[start]

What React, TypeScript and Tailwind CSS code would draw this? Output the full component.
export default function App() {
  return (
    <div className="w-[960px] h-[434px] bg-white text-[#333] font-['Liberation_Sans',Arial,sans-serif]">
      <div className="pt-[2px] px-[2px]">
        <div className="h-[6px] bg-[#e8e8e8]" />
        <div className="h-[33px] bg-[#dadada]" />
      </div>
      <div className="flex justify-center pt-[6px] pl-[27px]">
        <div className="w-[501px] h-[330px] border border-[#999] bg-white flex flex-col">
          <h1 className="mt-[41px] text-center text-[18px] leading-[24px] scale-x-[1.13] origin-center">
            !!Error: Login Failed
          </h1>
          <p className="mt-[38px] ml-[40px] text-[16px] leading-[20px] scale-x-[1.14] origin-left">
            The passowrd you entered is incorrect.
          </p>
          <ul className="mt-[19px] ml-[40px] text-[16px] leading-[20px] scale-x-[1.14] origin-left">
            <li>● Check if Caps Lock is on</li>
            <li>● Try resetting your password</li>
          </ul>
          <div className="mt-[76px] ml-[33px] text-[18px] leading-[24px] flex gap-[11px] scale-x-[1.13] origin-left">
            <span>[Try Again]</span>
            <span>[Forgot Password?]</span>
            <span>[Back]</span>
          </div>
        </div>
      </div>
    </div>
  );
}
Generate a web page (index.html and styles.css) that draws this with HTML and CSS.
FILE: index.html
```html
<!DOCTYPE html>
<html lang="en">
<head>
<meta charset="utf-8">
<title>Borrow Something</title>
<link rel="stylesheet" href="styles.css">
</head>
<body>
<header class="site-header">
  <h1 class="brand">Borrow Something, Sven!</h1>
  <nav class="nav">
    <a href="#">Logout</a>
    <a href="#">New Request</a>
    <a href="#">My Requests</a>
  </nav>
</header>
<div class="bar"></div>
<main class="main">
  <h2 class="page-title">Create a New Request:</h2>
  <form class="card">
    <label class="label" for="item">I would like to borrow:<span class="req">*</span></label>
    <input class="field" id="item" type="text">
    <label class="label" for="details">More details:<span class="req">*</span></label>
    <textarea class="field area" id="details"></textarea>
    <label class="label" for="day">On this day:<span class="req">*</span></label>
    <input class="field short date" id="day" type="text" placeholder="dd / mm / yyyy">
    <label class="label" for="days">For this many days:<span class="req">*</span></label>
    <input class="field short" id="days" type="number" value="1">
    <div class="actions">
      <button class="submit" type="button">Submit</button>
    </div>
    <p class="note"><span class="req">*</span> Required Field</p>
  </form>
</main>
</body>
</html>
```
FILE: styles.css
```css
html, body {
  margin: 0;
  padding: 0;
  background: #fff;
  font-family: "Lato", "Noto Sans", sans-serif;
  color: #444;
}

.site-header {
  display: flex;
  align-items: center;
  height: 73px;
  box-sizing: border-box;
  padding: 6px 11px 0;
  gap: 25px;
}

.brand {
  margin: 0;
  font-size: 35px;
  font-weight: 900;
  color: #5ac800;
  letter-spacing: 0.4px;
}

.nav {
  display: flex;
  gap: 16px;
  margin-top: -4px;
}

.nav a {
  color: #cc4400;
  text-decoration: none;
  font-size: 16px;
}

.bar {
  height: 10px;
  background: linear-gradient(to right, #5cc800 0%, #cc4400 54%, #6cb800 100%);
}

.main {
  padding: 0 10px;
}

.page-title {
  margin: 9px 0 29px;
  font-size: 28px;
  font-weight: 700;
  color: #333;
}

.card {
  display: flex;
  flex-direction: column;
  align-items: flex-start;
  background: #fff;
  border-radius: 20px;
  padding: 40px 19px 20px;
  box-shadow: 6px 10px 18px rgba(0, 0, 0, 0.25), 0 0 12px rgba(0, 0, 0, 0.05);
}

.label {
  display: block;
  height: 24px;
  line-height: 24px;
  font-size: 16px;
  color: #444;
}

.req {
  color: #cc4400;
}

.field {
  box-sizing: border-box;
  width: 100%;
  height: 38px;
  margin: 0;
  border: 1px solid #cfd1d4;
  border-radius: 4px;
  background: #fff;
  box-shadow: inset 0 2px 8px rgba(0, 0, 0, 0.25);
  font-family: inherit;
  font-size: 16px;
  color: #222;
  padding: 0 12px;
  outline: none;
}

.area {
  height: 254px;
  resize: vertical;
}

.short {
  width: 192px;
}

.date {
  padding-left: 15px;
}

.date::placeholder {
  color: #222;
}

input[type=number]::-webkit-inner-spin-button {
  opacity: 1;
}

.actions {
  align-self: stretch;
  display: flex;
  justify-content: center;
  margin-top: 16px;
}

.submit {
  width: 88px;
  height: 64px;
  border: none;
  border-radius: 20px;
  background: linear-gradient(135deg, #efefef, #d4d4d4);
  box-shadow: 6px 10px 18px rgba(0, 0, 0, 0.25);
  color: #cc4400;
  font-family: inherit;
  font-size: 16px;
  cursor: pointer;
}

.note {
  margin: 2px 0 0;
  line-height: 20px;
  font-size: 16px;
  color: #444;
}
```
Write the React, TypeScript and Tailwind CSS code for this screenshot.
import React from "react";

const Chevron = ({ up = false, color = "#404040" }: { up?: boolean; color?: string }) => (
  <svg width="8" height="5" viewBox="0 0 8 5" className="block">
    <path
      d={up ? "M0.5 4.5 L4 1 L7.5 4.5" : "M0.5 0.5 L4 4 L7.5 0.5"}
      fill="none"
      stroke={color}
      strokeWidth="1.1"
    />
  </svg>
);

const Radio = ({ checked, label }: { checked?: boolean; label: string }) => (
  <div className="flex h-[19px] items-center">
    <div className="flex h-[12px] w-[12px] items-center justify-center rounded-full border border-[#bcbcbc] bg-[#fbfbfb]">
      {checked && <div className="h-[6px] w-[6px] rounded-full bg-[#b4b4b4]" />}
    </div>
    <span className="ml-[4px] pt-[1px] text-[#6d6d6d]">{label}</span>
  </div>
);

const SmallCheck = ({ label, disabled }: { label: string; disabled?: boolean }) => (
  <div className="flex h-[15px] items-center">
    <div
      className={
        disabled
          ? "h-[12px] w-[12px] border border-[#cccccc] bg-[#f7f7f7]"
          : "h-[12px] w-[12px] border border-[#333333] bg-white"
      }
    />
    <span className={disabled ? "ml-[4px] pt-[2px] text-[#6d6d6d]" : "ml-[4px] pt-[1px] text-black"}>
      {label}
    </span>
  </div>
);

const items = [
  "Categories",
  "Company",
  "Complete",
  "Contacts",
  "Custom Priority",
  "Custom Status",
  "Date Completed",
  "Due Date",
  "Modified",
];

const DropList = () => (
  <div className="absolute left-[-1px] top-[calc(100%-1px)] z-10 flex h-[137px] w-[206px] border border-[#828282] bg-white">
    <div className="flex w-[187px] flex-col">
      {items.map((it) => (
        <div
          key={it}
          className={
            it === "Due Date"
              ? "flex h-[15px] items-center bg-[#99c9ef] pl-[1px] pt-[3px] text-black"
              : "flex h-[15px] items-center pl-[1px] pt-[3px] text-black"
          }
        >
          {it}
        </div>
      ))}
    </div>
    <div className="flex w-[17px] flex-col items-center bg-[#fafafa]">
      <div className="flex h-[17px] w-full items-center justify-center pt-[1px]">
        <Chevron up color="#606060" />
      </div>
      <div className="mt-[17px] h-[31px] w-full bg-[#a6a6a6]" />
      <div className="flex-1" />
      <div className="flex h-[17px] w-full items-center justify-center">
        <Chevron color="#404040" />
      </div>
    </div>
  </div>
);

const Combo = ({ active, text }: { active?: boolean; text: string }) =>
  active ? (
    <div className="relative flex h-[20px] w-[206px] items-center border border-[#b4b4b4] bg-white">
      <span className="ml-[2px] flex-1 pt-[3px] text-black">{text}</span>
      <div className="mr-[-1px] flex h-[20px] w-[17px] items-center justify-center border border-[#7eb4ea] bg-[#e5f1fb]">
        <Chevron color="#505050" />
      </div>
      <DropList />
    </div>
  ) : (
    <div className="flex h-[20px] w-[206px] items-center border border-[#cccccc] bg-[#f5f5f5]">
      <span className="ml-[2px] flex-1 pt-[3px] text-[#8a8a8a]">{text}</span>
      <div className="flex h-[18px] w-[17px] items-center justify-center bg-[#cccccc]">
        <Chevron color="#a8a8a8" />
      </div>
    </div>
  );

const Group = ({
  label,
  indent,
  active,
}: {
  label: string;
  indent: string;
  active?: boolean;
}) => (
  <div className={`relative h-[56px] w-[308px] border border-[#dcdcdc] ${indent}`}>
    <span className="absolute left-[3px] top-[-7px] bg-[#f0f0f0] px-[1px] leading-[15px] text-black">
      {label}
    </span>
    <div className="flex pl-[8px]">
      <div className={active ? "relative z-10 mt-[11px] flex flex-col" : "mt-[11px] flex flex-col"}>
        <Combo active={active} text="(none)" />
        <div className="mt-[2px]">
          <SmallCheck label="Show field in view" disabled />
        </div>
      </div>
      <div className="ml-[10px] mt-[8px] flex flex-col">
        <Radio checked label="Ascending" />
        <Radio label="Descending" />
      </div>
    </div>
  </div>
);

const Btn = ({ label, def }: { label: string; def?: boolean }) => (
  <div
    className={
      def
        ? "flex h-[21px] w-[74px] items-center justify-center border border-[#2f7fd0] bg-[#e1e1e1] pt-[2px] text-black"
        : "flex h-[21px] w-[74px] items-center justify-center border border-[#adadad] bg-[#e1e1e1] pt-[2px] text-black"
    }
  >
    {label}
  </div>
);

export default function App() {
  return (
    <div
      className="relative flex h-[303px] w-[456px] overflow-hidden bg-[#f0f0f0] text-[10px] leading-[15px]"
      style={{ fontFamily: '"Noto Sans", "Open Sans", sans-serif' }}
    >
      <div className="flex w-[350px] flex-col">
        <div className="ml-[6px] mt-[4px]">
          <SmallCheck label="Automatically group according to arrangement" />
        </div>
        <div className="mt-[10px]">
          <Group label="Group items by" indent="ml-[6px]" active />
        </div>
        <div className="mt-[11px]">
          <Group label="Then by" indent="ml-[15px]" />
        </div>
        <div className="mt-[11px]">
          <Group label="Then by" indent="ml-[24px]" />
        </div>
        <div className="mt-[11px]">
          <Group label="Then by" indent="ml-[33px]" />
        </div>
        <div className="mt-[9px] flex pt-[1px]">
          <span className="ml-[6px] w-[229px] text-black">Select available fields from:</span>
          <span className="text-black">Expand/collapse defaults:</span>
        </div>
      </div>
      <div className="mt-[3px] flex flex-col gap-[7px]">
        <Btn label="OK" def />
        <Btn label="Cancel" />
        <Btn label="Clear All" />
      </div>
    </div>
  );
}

[end]

Aim of the exercise: Look through the material above. Copy each line where the word "full" appears.

Result of the task:
What React, TypeScript and Tailwind CSS code would draw this? Output the full component.
    <div className="flex h-[12px] w-[12px] items-center justify-center rounded-full border border-[#bcbcbc] bg-[#fbfbfb]">
      {checked && <div className="h-[6px] w-[6px] rounded-full bg-[#b4b4b4]" />}
      <div className="flex h-[17px] w-full items-center justify-center pt-[1px]">
      <div className="mt-[17px] h-[31px] w-full bg-[#a6a6a6]" />
      <div className="flex h-[17px] w-full items-center justify-center">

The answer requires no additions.